> [Stored data]:
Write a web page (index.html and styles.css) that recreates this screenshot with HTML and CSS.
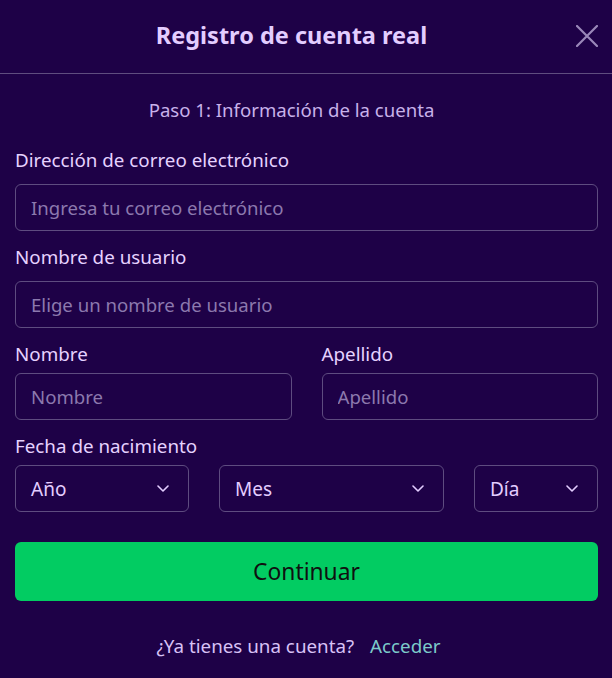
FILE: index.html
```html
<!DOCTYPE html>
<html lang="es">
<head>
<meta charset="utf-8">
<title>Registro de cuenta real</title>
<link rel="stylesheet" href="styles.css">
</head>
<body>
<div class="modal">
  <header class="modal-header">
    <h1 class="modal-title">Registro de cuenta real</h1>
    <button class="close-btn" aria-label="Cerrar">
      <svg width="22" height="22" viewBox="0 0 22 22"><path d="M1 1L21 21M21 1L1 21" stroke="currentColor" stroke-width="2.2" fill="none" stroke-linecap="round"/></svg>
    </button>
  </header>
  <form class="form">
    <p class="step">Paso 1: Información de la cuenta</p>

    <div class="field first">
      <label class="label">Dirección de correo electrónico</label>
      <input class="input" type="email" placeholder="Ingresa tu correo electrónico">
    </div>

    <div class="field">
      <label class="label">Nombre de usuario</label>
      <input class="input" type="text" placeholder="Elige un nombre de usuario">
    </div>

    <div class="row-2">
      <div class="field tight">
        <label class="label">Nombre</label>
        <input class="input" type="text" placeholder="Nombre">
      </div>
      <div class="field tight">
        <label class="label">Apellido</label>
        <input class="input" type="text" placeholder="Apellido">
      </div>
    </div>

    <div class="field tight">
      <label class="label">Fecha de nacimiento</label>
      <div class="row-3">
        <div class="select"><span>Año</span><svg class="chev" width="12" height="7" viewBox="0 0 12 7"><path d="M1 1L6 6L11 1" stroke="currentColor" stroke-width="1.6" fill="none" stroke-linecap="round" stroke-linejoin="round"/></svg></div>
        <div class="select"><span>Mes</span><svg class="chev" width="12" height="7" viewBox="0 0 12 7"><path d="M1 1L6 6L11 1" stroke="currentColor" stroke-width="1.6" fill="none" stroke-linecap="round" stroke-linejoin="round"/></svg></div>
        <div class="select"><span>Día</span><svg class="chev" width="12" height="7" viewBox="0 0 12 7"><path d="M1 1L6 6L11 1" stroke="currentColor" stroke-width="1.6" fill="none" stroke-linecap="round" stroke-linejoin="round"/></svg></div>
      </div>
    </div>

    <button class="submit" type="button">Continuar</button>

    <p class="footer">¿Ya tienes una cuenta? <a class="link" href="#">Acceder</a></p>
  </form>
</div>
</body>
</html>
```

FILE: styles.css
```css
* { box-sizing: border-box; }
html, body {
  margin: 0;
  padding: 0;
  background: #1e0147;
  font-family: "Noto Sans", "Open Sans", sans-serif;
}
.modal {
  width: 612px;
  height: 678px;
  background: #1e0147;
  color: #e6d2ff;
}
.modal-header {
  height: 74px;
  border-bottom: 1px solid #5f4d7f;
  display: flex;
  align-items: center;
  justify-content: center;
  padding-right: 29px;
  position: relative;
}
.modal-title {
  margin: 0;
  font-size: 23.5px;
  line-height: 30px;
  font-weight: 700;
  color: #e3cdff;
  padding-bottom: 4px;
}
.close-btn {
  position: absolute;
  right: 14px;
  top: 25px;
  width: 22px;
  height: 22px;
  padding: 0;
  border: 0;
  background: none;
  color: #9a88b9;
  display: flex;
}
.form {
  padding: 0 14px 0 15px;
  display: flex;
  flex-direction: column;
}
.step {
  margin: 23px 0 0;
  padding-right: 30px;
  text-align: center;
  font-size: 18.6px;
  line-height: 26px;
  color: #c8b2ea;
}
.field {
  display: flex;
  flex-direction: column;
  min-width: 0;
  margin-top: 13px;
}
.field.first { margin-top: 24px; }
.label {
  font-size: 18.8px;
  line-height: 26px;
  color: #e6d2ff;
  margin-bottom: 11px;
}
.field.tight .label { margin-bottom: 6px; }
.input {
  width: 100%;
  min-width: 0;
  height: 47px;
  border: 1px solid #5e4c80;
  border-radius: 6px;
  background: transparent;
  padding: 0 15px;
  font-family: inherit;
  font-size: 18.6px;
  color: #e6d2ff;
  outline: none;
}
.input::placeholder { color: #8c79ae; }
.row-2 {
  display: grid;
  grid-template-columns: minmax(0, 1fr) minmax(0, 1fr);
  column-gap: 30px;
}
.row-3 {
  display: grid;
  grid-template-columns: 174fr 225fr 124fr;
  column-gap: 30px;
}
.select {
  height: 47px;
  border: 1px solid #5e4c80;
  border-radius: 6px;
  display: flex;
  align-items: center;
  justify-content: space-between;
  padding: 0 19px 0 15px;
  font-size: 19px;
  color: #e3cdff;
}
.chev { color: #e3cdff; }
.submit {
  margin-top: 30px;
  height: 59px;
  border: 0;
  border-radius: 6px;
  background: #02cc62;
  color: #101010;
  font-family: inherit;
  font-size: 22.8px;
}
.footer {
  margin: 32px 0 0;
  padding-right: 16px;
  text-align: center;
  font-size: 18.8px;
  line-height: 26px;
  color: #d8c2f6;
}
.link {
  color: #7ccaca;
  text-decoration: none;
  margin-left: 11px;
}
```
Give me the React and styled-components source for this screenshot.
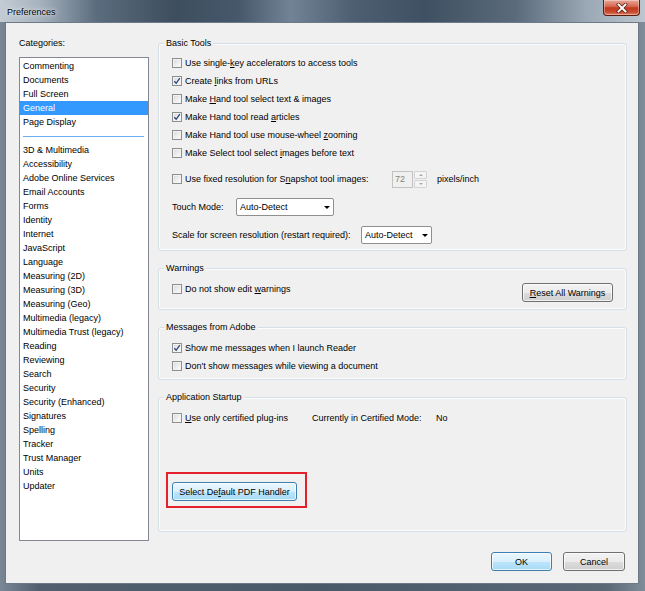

> [Work to complete]:
Filter the entries above down to the lines containing the word "this".

> [Full solution]:
Write a web page (index.html and styles.css) that recreates this screenshot with HTML and CSS.
Give me the React and styled-components source for this screenshot.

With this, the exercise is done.